§ **EXERCISE TASK**
In the entries, find all lines that hold the word "styles" and copy them.

§ **TASK INPUTS**
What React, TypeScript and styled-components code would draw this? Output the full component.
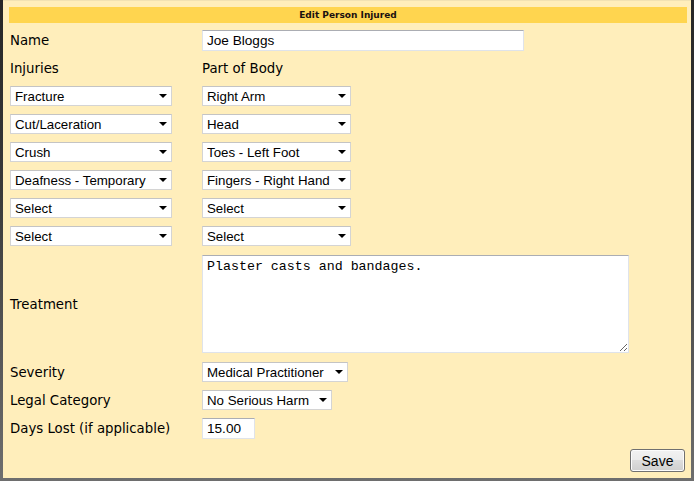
--
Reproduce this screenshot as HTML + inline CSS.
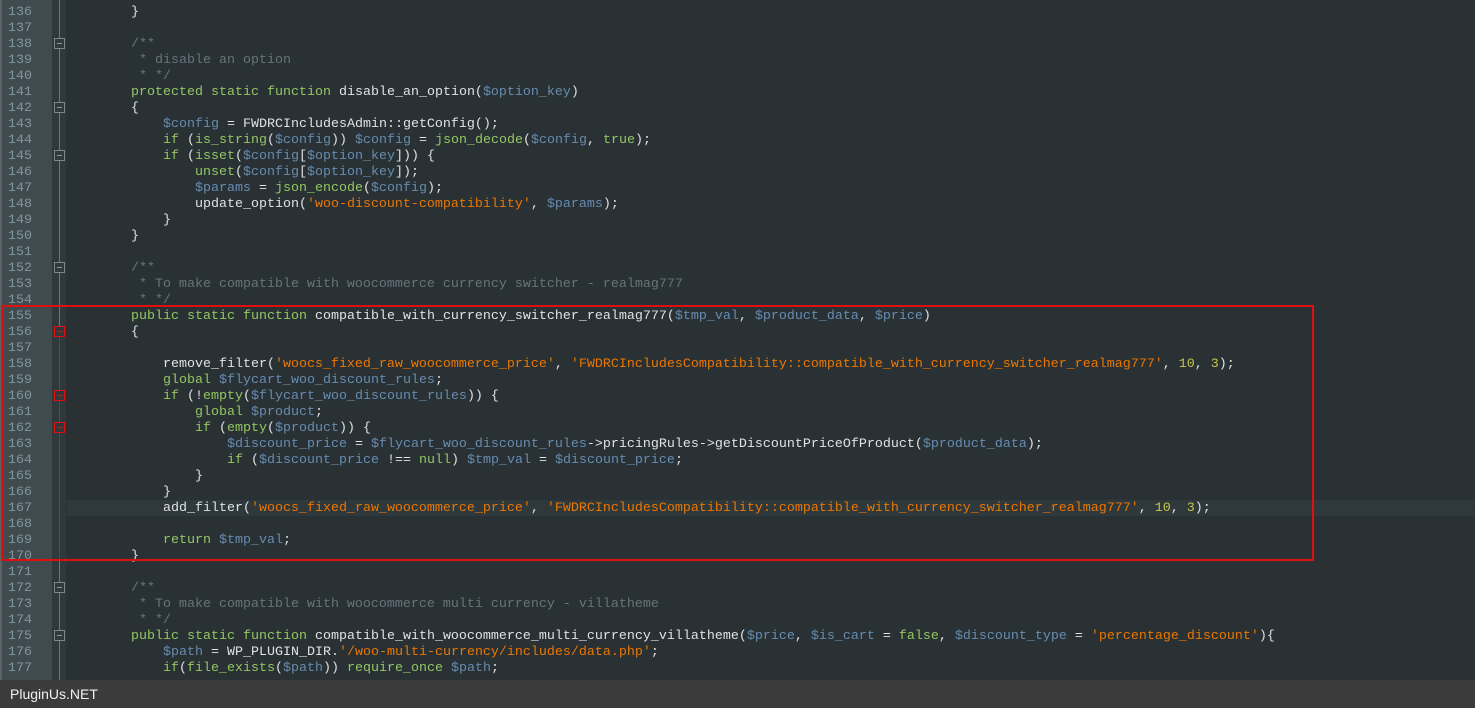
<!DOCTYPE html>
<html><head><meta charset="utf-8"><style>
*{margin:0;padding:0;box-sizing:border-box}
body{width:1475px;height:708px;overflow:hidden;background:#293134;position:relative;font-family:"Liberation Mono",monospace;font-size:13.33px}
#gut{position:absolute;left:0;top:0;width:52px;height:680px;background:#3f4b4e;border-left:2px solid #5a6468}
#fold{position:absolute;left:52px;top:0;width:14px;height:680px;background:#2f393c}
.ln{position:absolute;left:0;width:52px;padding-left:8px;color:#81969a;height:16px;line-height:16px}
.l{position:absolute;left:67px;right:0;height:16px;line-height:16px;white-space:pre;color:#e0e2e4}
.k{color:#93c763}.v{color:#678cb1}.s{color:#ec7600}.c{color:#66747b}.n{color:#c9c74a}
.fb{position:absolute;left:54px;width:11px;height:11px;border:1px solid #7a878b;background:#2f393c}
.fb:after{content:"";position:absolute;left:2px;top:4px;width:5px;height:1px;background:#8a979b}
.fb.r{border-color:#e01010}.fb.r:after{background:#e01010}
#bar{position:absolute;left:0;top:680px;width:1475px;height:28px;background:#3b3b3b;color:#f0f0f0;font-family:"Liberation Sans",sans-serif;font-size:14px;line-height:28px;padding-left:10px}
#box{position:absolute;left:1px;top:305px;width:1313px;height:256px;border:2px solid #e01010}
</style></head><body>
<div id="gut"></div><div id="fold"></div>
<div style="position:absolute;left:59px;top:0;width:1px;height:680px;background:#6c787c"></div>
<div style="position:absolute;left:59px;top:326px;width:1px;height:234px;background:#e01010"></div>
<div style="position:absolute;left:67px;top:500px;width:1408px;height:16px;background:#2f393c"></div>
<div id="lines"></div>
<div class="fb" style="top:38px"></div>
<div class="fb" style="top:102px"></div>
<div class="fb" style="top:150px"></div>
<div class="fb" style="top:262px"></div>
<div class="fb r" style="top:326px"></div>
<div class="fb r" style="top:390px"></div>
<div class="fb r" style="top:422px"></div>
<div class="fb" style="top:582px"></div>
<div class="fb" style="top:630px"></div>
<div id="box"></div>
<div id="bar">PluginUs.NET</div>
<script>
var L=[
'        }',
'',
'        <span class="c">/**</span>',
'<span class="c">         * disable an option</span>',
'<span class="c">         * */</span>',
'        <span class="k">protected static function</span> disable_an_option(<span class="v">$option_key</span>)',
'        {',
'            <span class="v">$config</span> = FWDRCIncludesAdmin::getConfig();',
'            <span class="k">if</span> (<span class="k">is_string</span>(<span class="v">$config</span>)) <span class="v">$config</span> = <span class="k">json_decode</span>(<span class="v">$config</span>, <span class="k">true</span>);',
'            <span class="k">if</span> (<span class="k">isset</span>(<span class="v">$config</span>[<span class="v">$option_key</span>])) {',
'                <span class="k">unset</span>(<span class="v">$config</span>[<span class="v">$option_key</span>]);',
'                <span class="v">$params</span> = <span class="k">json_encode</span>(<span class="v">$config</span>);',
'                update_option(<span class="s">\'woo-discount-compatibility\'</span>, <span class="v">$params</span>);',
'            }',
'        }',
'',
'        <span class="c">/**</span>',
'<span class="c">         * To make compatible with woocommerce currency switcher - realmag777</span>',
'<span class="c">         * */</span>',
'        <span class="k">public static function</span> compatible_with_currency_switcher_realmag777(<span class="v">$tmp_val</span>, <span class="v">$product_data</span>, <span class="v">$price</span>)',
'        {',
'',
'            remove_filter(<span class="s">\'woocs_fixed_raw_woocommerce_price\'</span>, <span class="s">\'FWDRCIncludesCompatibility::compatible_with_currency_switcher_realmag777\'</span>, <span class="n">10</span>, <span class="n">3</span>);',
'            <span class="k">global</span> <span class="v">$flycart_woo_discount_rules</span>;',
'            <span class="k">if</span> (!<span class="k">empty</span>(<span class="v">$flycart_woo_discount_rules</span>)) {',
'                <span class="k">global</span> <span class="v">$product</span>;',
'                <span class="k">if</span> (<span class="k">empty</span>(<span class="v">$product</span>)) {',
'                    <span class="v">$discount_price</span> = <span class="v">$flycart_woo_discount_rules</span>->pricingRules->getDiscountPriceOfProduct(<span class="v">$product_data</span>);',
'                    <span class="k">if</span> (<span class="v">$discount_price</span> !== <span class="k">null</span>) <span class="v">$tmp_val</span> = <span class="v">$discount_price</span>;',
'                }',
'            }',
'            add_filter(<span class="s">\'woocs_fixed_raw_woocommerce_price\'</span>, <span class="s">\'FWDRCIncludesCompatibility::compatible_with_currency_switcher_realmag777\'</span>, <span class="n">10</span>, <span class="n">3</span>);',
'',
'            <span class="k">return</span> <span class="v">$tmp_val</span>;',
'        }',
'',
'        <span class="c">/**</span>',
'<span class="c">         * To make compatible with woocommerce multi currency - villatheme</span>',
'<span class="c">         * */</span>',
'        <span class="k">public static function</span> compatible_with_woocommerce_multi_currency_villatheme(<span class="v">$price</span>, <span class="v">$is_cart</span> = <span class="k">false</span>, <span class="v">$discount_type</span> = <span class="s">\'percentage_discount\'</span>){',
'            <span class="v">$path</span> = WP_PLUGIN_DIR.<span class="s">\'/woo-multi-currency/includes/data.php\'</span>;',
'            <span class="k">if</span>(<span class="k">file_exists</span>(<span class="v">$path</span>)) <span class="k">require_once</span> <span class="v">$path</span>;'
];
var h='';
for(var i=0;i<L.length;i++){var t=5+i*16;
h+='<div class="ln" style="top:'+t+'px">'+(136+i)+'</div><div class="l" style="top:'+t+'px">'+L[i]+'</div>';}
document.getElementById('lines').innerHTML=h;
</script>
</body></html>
--
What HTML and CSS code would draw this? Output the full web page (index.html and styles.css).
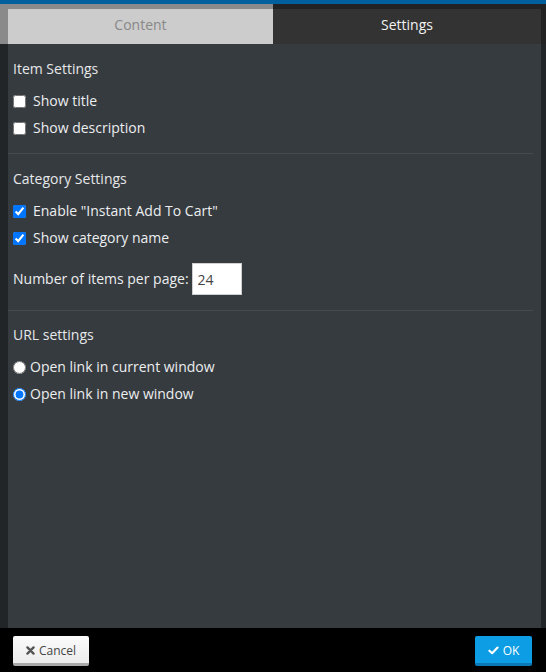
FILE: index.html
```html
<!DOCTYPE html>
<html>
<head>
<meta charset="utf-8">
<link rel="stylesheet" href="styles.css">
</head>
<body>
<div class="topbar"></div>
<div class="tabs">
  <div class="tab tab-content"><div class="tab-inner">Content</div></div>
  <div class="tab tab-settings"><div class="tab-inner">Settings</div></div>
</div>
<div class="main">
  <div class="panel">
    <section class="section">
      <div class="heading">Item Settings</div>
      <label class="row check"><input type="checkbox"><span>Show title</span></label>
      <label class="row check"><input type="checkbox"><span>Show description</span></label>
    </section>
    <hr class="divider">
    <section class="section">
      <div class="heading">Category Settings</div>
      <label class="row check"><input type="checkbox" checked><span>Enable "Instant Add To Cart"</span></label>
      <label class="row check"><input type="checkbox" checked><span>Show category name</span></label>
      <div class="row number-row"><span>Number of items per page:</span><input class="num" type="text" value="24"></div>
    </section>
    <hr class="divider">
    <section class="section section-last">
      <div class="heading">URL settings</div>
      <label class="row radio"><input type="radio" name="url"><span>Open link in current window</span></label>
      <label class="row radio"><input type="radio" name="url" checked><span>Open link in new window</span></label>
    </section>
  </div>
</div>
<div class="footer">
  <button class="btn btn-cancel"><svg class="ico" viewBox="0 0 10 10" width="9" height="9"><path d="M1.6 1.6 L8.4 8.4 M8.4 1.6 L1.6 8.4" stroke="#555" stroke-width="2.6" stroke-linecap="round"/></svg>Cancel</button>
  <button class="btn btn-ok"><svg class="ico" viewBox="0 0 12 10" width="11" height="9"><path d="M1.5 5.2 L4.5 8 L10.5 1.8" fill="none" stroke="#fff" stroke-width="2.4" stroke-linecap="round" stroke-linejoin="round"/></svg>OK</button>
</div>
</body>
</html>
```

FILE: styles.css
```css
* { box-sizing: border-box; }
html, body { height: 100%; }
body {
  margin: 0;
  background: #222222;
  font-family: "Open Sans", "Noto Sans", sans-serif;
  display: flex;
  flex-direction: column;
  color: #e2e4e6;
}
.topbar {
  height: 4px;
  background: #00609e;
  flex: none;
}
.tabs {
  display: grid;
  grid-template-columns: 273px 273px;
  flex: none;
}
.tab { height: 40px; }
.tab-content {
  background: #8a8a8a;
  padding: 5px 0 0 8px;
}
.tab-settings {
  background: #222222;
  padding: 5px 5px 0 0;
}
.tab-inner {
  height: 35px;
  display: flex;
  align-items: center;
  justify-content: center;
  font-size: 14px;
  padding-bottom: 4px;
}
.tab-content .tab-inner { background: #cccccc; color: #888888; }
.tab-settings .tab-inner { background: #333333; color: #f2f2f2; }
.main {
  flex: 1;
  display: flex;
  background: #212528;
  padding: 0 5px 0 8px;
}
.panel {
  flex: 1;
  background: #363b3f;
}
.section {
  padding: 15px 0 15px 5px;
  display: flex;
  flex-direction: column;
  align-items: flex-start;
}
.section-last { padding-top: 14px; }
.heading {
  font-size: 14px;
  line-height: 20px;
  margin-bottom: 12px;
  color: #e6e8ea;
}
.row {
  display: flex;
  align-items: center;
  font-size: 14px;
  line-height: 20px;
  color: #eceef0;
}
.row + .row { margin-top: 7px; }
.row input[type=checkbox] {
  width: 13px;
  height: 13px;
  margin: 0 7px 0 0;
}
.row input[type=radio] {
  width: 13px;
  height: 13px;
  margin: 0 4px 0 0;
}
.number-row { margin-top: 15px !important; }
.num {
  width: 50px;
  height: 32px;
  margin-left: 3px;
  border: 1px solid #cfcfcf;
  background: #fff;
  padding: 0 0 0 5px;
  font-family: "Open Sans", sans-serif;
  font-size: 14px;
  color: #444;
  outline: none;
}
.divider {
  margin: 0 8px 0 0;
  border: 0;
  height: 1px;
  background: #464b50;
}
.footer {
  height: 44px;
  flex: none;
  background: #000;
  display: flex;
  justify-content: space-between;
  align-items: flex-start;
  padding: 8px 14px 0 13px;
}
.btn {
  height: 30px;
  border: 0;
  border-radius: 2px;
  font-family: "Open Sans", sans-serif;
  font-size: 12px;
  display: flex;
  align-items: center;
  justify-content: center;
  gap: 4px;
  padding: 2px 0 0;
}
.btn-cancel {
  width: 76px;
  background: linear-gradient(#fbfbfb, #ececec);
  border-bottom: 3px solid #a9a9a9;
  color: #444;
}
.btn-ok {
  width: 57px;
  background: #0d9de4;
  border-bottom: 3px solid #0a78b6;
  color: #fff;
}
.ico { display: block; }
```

§ **SOLVED EXERCISE**
What HTML and CSS code would draw this? Output the full web page (index.html and styles.css).
<link rel="stylesheet" href="styles.css">
FILE: styles.css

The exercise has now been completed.